One thing I don’t think Joey Demaio was counting on when he signed Rhapsody [of Fire] to Magic Circle Records was the whole lot of them pussing out and making records about dolphins, love, and other totally un-metal things. While he got the worst record Rhapsody ever wrote, he didn’t get that. However, with Luca Turilli he got the sissiest record ever recorded—including dolphins and love, among other things (the majestic call of whales!). I, of course, was excited about the new LT because the Demonheart EP was fantastic. It basically got me my Rhapsody [of Fire] fix between Rhapsody [of Fire] records! Unfortunately, Luca has started to take himself seriously, and when this happens with power metal musicians, only bad things can come of it. That, of course, is the result of his newest release The Infinite Wonders of Creation; bad things.

See, the problem here is not that he’s stopped writing super over-the-top epic pieces of music; every single song on this record sounds like it was taken from a badly written opera (just like the fans want). But this record has no testicles. It lacks those critical elements that actually make Luca a respectable… OK, amusing and/or interesting writer that the power metal niche fan-base has heretofore worshipped. Some examples that will make a grown metal-guy weep: there are only 2 or 3 guitar solos on the whole record; he uses female vocals more than male vocals (don’t think Lacuna Coil or The Ottoman Empire  [Luna Mortis now] where the vocals are good heavy metal vocals); and I don’t recall having heard a single double-kick drum on this entirely too-long and self-gratifying record. The The Infinite Wonders of Creation is far too slow and serious, but on top of it he wrote some of his worst lyrics ever about the “beloved majestic dolphins,” and even extends the torture to the absolutely fantastic movie Stargate. It’s lyrically ridiculous—but not in a good “dark Lord Akron” kind of way. That, compounded with it being slow and plodding makes it seriously boring—bordering on torturous—at times.

The band is actually very good. Sascha Paeth (who produced all of the old Rhapsody [of Fire] stuff) appears on this again playing bass. However, since the infamous situation with an un-named South American power metal band who claimed that Mr. Paeth wrote the majority of Rhapsody’s music, Mr. Paeth seems to have been relegated a much smaller role in production and arrangement. LT utilizes 2 vocalists on this album to good use. Both of them are fairly talented, although some of the woman’s high stuff would make any vocally-trained person cringe when she swoops into notes and sings straight from her nose. However, the two vocalists have a very good blend and when they’re singing together they do a very good job of creating the sound that LT was probably going for. The harmonies are great, and they both (for the most part) have good, solid tone.
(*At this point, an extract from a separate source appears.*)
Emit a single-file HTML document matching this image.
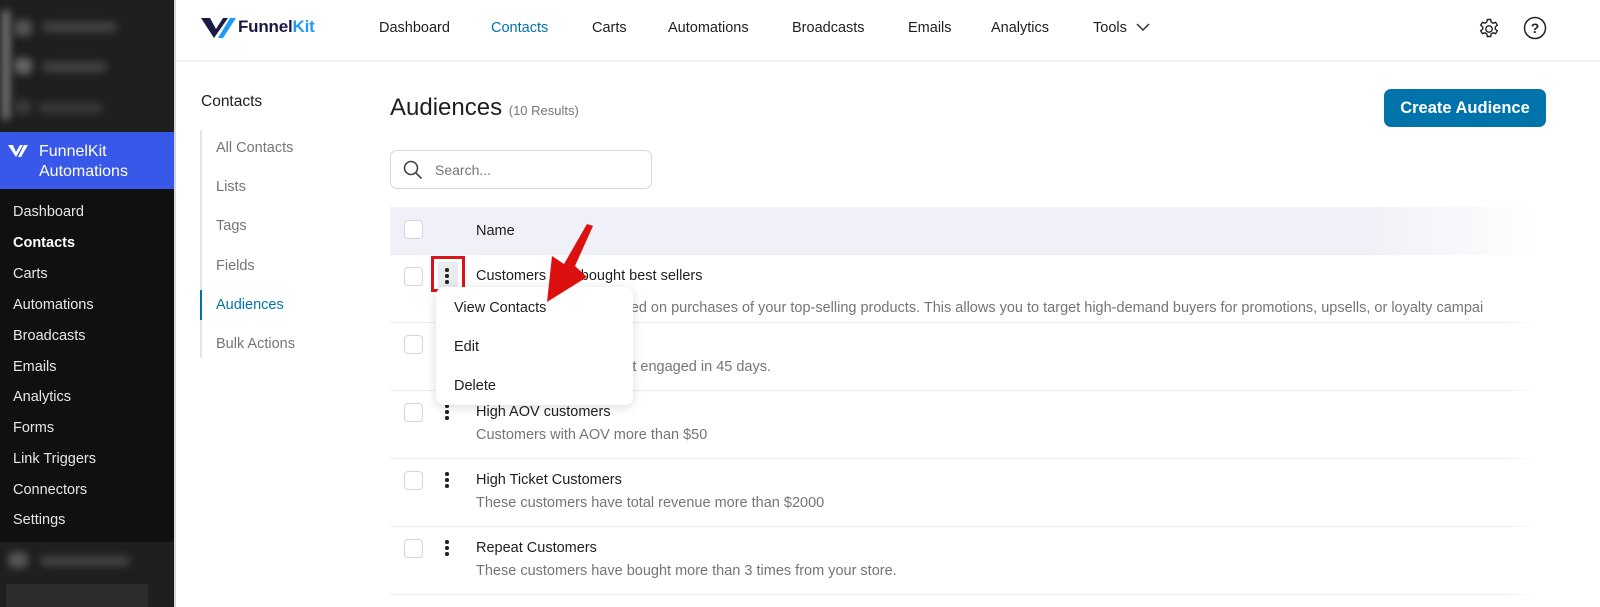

To fit in with my complaints that the record lacks any real metal “spice,” the drums are slow rock-beat kind of stuff and don’t really exude the kind of energy one has come to expect from LT’s stuff.

In his defense, Luca has backed off of the guitar god thing a bit, which I think has helped him move away from overly-long self-gratifying guitar solos that plagued some of his earlier stuff and has contributed to the writing style on both the last Rhapsody [of Fire] record and on The Infinite Wonders of Creation. The melodies are good and the composition is passable (and excellent for a metal band, really), but it doesn’t pass my attention-span test; I find it terribly boring. All-in-all, if you’re a die-hard Rhapsody [of Fire]/Luca Turilli fan, you’ll probably dig this record (you’ll also probably call me names for panning your favorite group for changing their sound). The song-writing is very much LT, but it’s just not energetic or silly enough for me to really enjoy it. Without the cheesy voice-overs, the Dungeons & Dragons™ lyrics, the neo-baroque guitar solos and the never-ceasing power metal beat… what’s the point?